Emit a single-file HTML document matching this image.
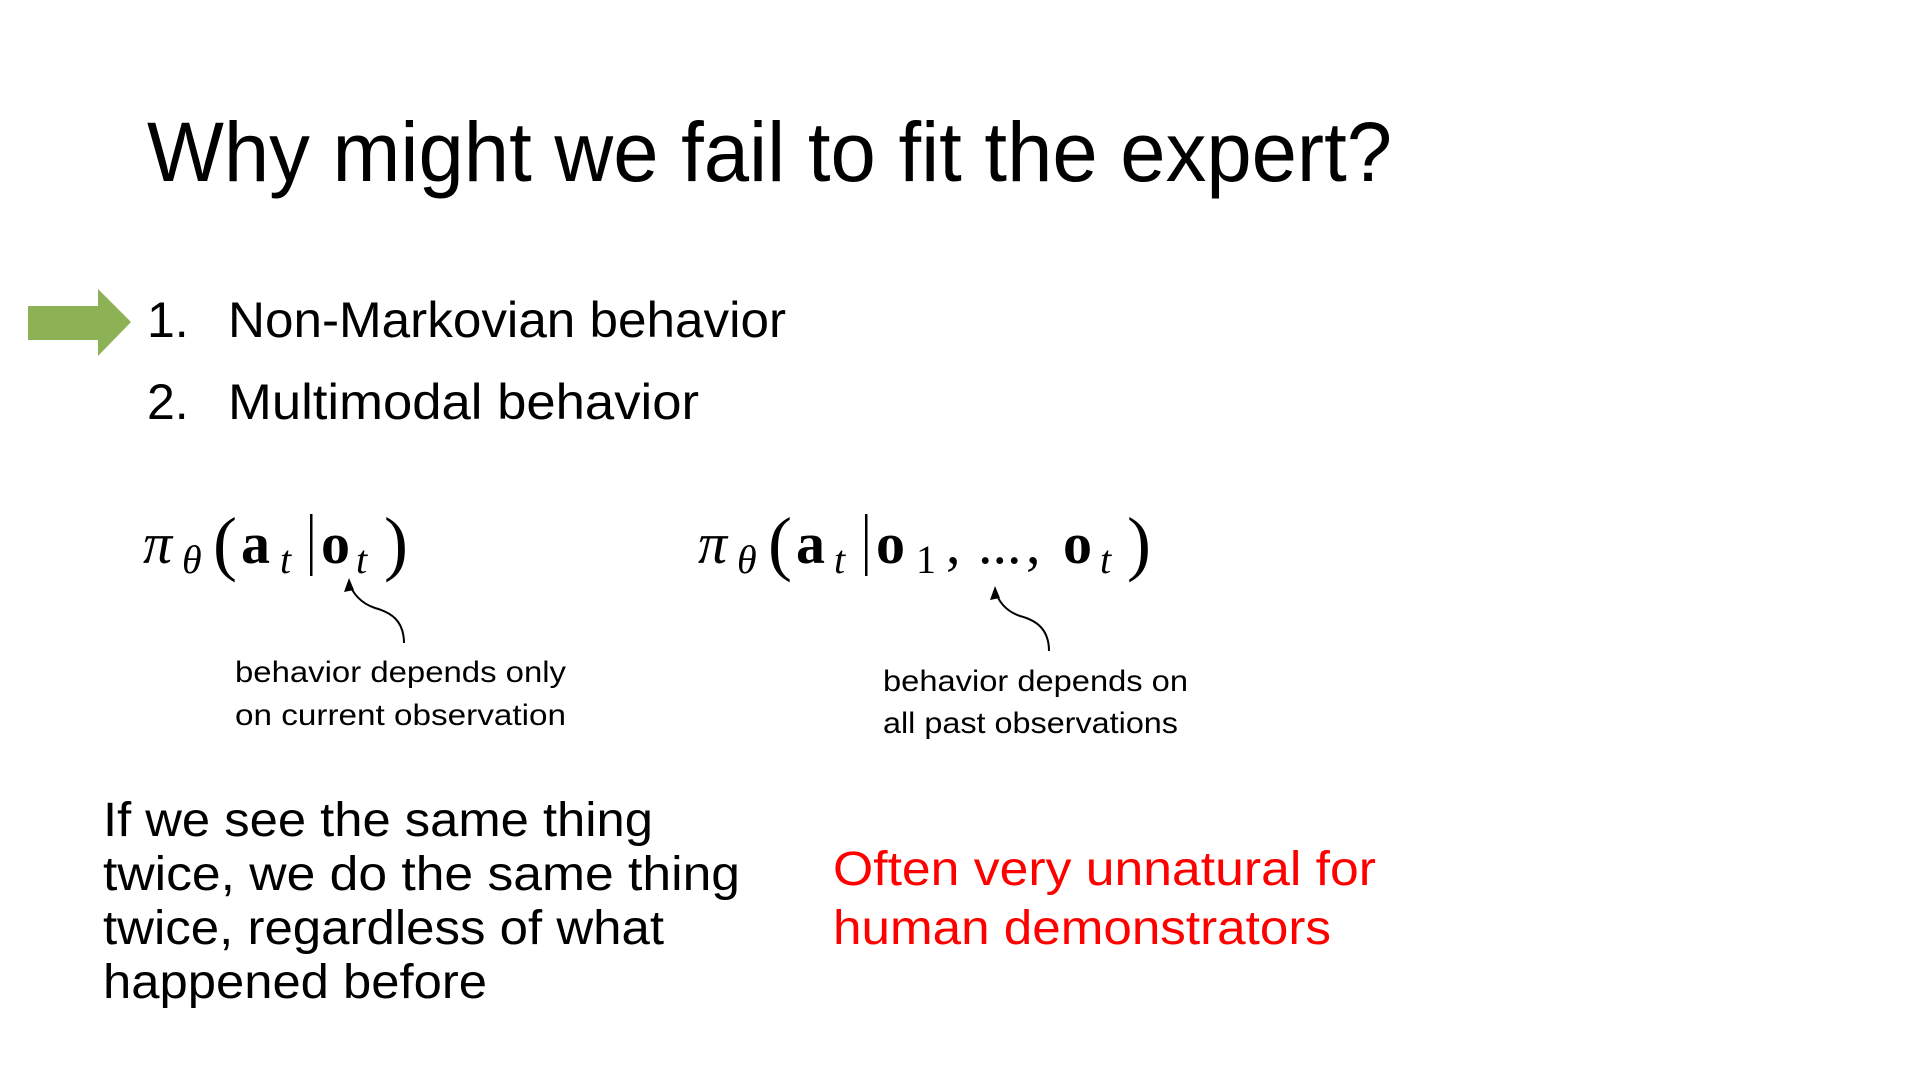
<!DOCTYPE html>
<html><head><meta charset="utf-8"><style>html,body{margin:0;padding:0;background:#fff}svg{display:block}</style></head>
<body>
<svg width="1920" height="1080" viewBox="0 0 1920 1080" xmlns="http://www.w3.org/2000/svg">
<rect width="1920" height="1080" fill="#fff"/>
<g font-family="Liberation Sans, sans-serif" fill="#000">
<text x="147" y="181" font-size="84" textLength="1245" lengthAdjust="spacingAndGlyphs">Why might we fail to fit the expert?</text>
<text x="147" y="337" font-size="50">1.</text>
<text x="228" y="337" font-size="50" textLength="558" lengthAdjust="spacingAndGlyphs">Non-Markovian behavior</text>
<text x="147" y="419" font-size="50">2.</text>
<text x="228" y="419" font-size="50" textLength="471" lengthAdjust="spacingAndGlyphs">Multimodal behavior</text>
<text font-size="30"><tspan x="235" y="682" textLength="331" lengthAdjust="spacingAndGlyphs">behavior depends only</tspan><tspan x="235" y="725" textLength="331" lengthAdjust="spacingAndGlyphs">on current observation</tspan></text>
<text font-size="30"><tspan x="883" y="691" textLength="305" lengthAdjust="spacingAndGlyphs">behavior depends on</tspan><tspan x="883" y="733" textLength="295" lengthAdjust="spacingAndGlyphs">all past observations</tspan></text>
<text font-size="48">
<tspan x="103" y="836" textLength="550" lengthAdjust="spacingAndGlyphs">If we see the same thing</tspan>
<tspan x="103" y="890" textLength="637" lengthAdjust="spacingAndGlyphs">twice, we do the same thing</tspan>
<tspan x="103" y="944" textLength="561" lengthAdjust="spacingAndGlyphs">twice, regardless of what</tspan>
<tspan x="103" y="998" textLength="384" lengthAdjust="spacingAndGlyphs">happened before</tspan>
</text>
<text font-size="48" fill="#ff0000">
<tspan x="833" y="885" textLength="543" lengthAdjust="spacingAndGlyphs">Often very unnatural for</tspan>
<tspan x="833" y="944" textLength="498" lengthAdjust="spacingAndGlyphs">human demonstrators</tspan>
</text>
</g>
<polygon points="28,306 98,306 98,289 131,322 98,356 98,340 28,340" fill="#8db255"/>
<g font-family="Liberation Serif, DejaVu Serif, serif" fill="#000">
<text font-size="58" font-style="italic" x="143" y="563">π</text>
<text font-size="40" font-style="italic" x="182" y="573">θ</text>
<text font-size="72" x="213" y="567">(</text>
<text font-size="58" font-weight="bold" x="241" y="563">a</text>
<text font-size="40" font-style="italic" x="280" y="573">t</text>
<rect x="310" y="514" width="2.5" height="62"/>
<text font-size="58" font-weight="bold" x="321" y="563">o</text>
<text font-size="40" font-style="italic" x="356" y="573">t</text>
<text font-size="72" x="384" y="567">)</text>

<text font-size="58" font-style="italic" x="698" y="563">π</text>
<text font-size="40" font-style="italic" x="737" y="573">θ</text>
<text font-size="72" x="768" y="567">(</text>
<text font-size="58" font-weight="bold" x="796" y="563">a</text>
<text font-size="40" font-style="italic" x="834" y="573">t</text>
<rect x="865" y="514" width="2.5" height="62"/>
<text font-size="58" font-weight="bold" x="876" y="563">o</text>
<text font-size="40" x="916" y="573">1</text>
<text font-size="58" x="946" y="563">,</text>
<text font-size="58" x="978" y="563">...</text>
<text font-size="58" x="1026" y="563">,</text>
<text font-size="58" font-weight="bold" x="1063" y="563">o</text>
<text font-size="40" font-style="italic" x="1100" y="573">t</text>
<text font-size="72" x="1127" y="567">)</text>
</g>
<g fill="none" stroke="#000" stroke-width="2">
<path d="M404,643 C404,620 390,612 375,608 C360,603 352,592 350,584"/>
<path d="M1049,651 C1049,628 1035,620 1020,616 C1005,611 998,600 996,592"/>
</g>
<polygon points="349,578 344,592 354,590" fill="#000"/>
<polygon points="995,586 990,600 1000,598" fill="#000"/>
</svg>
</body></html>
----
_Requirements_
Using the data above, write out every line exactly, leaving the images behind.

_Reply to the task_
Emit a single-file HTML document matching this image.
<!DOCTYPE html>
<html><head><meta charset="utf-8"><style>html,body{margin:0;padding:0;background:#fff}svg{display:block}</style></head>
<body>
<svg width="1920" height="1080" viewBox="0 0 1920 1080" xmlns="http://www.w3.org/2000/svg">
<rect width="1920" height="1080" fill="#fff"/>
<g font-family="Liberation Sans, sans-serif" fill="#000">
<text x="147" y="181" font-size="84" textLength="1245" lengthAdjust="spacingAndGlyphs">Why might we fail to fit the expert?</text>
<text x="147" y="337" font-size="50">1.</text>
<text x="228" y="337" font-size="50" textLength="558" lengthAdjust="spacingAndGlyphs">Non-Markovian behavior</text>
<text x="147" y="419" font-size="50">2.</text>
<text x="228" y="419" font-size="50" textLength="471" lengthAdjust="spacingAndGlyphs">Multimodal behavior</text>
<text font-size="30"><tspan x="235" y="682" textLength="331" lengthAdjust="spacingAndGlyphs">behavior depends only</tspan><tspan x="235" y="725" textLength="331" lengthAdjust="spacingAndGlyphs">on current observation</tspan></text>
<text font-size="30"><tspan x="883" y="691" textLength="305" lengthAdjust="spacingAndGlyphs">behavior depends on</tspan><tspan x="883" y="733" textLength="295" lengthAdjust="spacingAndGlyphs">all past observations</tspan></text>
<text font-size="48">
<tspan x="103" y="836" textLength="550" lengthAdjust="spacingAndGlyphs">If we see the same thing</tspan>
<tspan x="103" y="890" textLength="637" lengthAdjust="spacingAndGlyphs">twice, we do the same thing</tspan>
<tspan x="103" y="944" textLength="561" lengthAdjust="spacingAndGlyphs">twice, regardless of what</tspan>
<tspan x="103" y="998" textLength="384" lengthAdjust="spacingAndGlyphs">happened before</tspan>
</text>
<text font-size="48" fill="#ff0000">
<tspan x="833" y="885" textLength="543" lengthAdjust="spacingAndGlyphs">Often very unnatural for</tspan>
<tspan x="833" y="944" textLength="498" lengthAdjust="spacingAndGlyphs">human demonstrators</tspan>
</text>
</g>
<polygon points="28,306 98,306 98,289 131,322 98,356 98,340 28,340" fill="#8db255"/>
<g font-family="Liberation Serif, DejaVu Serif, serif" fill="#000">
<text font-size="58" font-style="italic" x="143" y="563">π</text>
<text font-size="40" font-style="italic" x="182" y="573">θ</text>
<text font-size="72" x="213" y="567">(</text>
<text font-size="58" font-weight="bold" x="241" y="563">a</text>
<text font-size="40" font-style="italic" x="280" y="573">t</text>
<rect x="310" y="514" width="2.5" height="62"/>
<text font-size="58" font-weight="bold" x="321" y="563">o</text>
<text font-size="40" font-style="italic" x="356" y="573">t</text>
<text font-size="72" x="384" y="567">)</text>

<text font-size="58" font-style="italic" x="698" y="563">π</text>
<text font-size="40" font-style="italic" x="737" y="573">θ</text>
<text font-size="72" x="768" y="567">(</text>
<text font-size="58" font-weight="bold" x="796" y="563">a</text>
<text font-size="40" font-style="italic" x="834" y="573">t</text>
<rect x="865" y="514" width="2.5" height="62"/>
<text font-size="58" font-weight="bold" x="876" y="563">o</text>
<text font-size="40" x="916" y="573">1</text>
<text font-size="58" x="946" y="563">,</text>
<text font-size="58" x="978" y="563">...</text>
<text font-size="58" x="1026" y="563">,</text>
<text font-size="58" font-weight="bold" x="1063" y="563">o</text>
<text font-size="40" font-style="italic" x="1100" y="573">t</text>
<text font-size="72" x="1127" y="567">)</text>
</g>
<g fill="none" stroke="#000" stroke-width="2">
<path d="M404,643 C404,620 390,612 375,608 C360,603 352,592 350,584"/>
<path d="M1049,651 C1049,628 1035,620 1020,616 C1005,611 998,600 996,592"/>
</g>
<polygon points="349,578 344,592 354,590" fill="#000"/>
<polygon points="995,586 990,600 1000,598" fill="#000"/>
</svg>
</body></html>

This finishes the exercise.